- _WHAT IS EXPECTED_
Give again, verbatim, the lines between the line that contains "Write the React, TypeScript" and the line that contains "const [message, setMessage]", counting both ends. Pictures are excluded from the copy.
## BEGIN PROVIDED INFORMATION
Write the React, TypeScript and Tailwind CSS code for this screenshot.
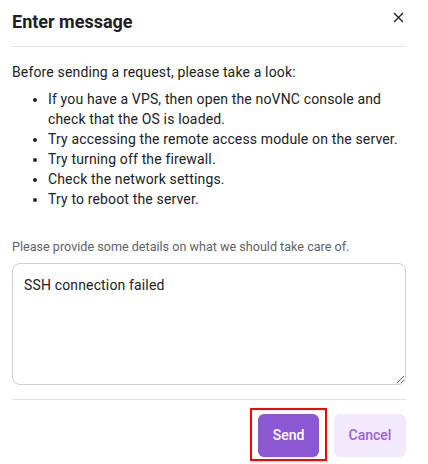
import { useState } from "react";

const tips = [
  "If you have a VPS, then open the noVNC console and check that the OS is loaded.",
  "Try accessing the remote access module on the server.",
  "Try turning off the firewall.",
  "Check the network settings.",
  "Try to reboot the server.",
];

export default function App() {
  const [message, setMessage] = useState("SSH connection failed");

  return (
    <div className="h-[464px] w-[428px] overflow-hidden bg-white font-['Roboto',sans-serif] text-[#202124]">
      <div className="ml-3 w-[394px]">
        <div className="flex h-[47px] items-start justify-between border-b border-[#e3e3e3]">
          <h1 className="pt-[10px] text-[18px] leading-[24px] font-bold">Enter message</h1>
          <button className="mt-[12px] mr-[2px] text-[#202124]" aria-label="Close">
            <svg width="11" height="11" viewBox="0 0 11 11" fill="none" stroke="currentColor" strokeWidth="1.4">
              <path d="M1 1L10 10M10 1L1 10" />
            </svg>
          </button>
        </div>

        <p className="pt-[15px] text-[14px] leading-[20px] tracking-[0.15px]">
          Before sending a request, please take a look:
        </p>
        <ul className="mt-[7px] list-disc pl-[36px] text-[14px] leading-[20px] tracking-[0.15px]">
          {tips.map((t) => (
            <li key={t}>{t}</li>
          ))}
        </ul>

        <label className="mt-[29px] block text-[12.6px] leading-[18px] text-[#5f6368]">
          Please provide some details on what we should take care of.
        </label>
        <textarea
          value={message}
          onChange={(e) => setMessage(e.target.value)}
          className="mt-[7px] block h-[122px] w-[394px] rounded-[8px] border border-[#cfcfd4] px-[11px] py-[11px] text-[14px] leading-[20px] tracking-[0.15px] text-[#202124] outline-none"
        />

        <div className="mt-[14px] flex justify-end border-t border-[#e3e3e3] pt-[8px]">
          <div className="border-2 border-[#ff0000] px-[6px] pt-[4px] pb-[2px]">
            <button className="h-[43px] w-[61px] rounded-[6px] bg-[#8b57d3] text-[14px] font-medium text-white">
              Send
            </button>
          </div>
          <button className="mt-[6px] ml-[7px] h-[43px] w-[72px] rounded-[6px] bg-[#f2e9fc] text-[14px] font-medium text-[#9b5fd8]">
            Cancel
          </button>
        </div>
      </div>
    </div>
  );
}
## END PROVIDED INFORMATION
## BEGIN PROVIDED INFORMATION
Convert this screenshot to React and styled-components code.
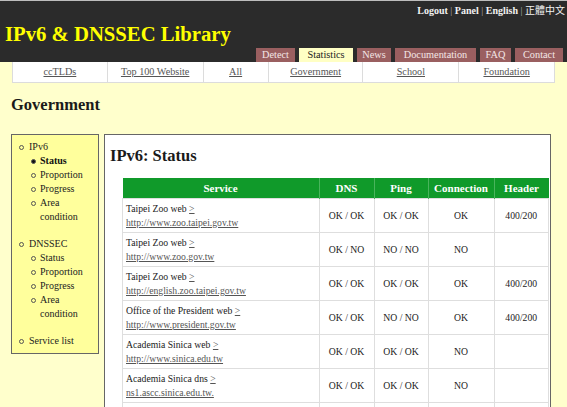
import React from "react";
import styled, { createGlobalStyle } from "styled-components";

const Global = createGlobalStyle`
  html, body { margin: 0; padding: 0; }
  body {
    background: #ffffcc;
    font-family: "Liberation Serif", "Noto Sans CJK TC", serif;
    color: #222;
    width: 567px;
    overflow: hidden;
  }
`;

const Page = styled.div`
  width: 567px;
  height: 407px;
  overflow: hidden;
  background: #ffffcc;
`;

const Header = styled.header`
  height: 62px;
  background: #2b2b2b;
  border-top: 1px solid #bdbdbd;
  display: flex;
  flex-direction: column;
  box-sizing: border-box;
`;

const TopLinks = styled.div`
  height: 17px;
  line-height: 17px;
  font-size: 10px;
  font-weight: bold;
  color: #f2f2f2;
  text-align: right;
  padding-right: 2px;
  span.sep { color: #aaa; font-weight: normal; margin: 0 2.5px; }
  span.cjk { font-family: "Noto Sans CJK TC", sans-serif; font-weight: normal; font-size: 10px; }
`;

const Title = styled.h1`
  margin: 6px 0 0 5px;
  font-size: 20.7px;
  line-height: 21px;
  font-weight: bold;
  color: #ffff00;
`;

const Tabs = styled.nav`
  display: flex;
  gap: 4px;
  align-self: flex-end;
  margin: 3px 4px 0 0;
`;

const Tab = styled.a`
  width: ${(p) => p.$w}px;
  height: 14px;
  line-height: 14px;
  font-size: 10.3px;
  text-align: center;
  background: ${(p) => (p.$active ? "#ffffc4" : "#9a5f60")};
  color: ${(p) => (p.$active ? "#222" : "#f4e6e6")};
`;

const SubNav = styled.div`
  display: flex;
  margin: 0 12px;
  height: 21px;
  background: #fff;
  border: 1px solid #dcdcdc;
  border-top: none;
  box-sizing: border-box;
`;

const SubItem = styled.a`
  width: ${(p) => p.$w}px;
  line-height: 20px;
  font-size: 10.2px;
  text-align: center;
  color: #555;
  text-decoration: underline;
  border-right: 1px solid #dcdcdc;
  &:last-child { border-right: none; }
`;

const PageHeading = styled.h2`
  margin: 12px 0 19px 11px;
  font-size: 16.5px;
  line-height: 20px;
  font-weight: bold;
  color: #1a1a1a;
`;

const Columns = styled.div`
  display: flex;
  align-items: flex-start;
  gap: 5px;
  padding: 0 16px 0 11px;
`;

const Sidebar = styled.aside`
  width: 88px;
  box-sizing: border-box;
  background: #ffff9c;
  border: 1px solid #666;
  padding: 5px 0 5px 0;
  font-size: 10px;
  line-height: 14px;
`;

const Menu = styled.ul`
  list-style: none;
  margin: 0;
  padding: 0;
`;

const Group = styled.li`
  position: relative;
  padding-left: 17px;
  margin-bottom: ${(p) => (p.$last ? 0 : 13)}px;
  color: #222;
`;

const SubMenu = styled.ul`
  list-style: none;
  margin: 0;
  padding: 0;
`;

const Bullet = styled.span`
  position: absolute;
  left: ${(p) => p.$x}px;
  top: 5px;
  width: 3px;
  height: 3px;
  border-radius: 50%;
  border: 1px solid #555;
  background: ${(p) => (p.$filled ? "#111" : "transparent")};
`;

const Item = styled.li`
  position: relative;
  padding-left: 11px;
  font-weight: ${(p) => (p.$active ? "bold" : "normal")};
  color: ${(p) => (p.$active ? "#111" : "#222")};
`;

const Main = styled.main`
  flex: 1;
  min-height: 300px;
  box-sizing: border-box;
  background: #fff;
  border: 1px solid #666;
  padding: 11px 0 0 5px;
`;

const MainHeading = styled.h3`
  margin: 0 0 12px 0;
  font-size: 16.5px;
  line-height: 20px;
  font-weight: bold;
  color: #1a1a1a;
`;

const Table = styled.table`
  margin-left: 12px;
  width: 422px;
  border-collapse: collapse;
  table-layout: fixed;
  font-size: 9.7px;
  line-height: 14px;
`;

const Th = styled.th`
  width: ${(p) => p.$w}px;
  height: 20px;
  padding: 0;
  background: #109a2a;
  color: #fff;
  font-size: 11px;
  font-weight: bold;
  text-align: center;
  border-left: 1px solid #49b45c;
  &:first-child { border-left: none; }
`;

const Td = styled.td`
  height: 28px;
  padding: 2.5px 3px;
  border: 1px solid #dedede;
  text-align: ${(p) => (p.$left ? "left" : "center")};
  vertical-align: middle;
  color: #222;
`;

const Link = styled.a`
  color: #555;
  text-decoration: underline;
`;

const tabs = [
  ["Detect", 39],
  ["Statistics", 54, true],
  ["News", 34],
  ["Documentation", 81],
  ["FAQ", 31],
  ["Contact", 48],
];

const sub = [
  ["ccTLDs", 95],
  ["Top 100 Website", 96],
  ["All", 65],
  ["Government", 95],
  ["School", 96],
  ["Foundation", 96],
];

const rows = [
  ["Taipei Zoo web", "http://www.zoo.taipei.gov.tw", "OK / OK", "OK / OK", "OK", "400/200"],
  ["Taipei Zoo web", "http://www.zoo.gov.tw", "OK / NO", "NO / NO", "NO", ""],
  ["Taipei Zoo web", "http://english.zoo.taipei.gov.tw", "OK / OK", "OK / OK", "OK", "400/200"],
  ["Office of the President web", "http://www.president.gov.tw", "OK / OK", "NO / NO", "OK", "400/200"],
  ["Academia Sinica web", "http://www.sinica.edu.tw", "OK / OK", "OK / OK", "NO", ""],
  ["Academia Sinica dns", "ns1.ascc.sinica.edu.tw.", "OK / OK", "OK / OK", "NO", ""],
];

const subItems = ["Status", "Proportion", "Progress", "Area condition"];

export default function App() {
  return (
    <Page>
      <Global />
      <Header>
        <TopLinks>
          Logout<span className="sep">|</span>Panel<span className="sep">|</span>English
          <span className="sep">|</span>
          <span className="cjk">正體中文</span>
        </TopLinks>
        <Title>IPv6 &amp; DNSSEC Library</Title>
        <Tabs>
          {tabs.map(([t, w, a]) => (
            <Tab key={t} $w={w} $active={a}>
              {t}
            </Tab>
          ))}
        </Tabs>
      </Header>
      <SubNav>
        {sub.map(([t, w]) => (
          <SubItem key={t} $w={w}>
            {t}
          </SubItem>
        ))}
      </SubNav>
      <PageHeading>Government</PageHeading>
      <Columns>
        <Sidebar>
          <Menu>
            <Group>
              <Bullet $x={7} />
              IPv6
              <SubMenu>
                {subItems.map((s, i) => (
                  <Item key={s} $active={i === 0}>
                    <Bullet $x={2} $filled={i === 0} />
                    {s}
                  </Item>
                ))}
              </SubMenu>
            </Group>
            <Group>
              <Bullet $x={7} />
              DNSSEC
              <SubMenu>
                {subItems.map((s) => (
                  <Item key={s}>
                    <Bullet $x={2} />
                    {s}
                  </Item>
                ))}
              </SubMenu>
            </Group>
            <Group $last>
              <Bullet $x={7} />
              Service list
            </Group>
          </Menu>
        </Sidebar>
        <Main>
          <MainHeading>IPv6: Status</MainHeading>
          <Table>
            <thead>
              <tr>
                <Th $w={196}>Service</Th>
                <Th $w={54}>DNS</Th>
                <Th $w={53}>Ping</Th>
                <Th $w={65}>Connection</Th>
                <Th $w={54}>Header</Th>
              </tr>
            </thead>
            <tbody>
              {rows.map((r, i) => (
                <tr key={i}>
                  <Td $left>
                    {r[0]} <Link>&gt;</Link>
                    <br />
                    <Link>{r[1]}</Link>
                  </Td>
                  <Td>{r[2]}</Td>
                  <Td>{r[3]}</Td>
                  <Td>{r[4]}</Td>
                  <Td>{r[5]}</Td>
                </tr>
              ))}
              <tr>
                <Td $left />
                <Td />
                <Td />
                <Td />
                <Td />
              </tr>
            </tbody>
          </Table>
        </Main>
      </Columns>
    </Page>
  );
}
## END PROVIDED INFORMATION
## BEGIN PROVIDED INFORMATION
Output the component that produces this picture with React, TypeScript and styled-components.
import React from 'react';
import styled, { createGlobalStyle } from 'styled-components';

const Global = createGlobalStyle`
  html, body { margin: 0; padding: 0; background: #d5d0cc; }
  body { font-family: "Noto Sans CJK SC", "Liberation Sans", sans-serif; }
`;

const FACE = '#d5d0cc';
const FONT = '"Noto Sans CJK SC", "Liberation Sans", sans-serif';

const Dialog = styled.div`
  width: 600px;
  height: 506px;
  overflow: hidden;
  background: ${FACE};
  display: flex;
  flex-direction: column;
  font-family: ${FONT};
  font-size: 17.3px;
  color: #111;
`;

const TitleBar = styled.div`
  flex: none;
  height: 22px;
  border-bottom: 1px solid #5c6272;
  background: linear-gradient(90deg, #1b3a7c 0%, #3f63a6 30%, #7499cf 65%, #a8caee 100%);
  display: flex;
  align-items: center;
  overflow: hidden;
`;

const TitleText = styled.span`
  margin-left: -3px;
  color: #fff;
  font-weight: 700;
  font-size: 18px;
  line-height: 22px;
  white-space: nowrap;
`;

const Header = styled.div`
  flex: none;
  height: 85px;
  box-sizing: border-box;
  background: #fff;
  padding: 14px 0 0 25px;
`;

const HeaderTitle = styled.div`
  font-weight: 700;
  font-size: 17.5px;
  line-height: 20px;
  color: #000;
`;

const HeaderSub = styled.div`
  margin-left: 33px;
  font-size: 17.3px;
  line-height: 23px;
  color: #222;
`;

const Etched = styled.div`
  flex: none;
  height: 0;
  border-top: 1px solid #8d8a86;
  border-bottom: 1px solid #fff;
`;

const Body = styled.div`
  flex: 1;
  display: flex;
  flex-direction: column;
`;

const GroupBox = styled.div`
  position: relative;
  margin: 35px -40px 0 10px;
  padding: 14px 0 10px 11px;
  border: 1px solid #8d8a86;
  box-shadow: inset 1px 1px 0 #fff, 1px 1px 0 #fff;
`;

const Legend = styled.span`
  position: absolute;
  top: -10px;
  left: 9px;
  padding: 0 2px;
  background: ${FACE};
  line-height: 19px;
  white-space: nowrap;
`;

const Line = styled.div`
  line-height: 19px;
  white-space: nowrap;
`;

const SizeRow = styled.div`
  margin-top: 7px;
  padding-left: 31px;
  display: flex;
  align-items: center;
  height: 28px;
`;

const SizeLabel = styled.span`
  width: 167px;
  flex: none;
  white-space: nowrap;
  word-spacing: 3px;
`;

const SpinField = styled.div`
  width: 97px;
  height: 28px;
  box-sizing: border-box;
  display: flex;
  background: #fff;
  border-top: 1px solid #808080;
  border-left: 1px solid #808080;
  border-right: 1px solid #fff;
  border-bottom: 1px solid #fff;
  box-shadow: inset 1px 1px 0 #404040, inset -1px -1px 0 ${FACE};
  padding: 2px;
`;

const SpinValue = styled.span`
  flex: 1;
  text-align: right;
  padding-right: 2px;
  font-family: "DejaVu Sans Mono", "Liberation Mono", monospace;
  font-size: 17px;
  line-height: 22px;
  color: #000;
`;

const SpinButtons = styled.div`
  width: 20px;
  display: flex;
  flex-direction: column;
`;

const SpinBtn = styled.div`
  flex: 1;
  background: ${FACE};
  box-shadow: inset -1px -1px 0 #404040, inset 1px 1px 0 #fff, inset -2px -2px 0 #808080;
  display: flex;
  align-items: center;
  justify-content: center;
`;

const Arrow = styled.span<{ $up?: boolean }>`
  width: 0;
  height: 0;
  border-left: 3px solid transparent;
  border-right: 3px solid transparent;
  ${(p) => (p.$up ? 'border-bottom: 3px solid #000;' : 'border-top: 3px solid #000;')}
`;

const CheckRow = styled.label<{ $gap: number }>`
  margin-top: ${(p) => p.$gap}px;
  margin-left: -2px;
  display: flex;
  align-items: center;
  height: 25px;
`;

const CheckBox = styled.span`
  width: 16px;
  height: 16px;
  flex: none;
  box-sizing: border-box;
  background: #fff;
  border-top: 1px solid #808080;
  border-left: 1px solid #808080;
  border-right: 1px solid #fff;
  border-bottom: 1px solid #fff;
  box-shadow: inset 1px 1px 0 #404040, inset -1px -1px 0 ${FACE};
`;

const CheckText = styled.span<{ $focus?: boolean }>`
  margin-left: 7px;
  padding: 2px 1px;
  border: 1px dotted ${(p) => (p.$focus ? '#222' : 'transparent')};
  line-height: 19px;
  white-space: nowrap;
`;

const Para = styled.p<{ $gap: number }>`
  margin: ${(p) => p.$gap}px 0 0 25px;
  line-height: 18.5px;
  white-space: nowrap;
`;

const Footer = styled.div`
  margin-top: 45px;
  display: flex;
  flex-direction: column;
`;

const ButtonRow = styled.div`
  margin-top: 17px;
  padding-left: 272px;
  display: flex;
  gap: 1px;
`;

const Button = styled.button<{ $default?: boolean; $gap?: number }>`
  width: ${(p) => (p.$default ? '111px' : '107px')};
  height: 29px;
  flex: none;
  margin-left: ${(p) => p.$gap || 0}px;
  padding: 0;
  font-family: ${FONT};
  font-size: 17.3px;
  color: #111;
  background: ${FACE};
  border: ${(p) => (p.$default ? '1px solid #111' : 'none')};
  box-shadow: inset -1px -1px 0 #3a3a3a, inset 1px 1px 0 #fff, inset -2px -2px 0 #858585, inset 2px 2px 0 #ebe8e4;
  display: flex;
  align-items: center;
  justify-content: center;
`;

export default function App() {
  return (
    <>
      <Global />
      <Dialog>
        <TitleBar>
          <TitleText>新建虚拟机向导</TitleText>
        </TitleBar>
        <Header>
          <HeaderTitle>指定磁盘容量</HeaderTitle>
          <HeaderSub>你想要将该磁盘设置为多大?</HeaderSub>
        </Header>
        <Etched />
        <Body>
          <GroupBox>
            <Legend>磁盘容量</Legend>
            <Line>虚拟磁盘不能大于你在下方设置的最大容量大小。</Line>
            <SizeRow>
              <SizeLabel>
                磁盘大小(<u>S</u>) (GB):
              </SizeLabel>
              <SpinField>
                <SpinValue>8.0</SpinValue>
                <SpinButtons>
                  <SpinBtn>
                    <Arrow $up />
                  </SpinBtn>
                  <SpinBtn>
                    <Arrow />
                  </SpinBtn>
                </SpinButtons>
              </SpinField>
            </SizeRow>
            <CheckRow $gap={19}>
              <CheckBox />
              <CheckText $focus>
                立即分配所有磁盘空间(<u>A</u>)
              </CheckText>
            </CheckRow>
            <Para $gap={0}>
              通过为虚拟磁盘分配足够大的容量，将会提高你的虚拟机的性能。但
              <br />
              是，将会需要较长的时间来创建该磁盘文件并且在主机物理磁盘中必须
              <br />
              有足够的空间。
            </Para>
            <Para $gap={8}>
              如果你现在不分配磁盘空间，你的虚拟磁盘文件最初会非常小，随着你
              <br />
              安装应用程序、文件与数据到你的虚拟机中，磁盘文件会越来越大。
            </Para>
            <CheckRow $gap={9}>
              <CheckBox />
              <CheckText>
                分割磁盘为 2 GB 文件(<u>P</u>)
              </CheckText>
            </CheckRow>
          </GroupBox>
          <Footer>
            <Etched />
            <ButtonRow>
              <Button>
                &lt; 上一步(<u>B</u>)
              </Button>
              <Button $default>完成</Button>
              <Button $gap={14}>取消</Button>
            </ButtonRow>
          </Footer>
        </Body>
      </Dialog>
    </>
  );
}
## END PROVIDED INFORMATION
- _FINISHED EXERCISE_
Write the React, TypeScript and Tailwind CSS code for this screenshot.
import { useState } from "react";

const tips = [
  "If you have a VPS, then open the noVNC console and check that the OS is loaded.",
  "Try accessing the remote access module on the server.",
  "Try turning off the firewall.",
  "Check the network settings.",
  "Try to reboot the server.",
];

export default function App() {
  const [message, setMessage] = useState("SSH connection failed");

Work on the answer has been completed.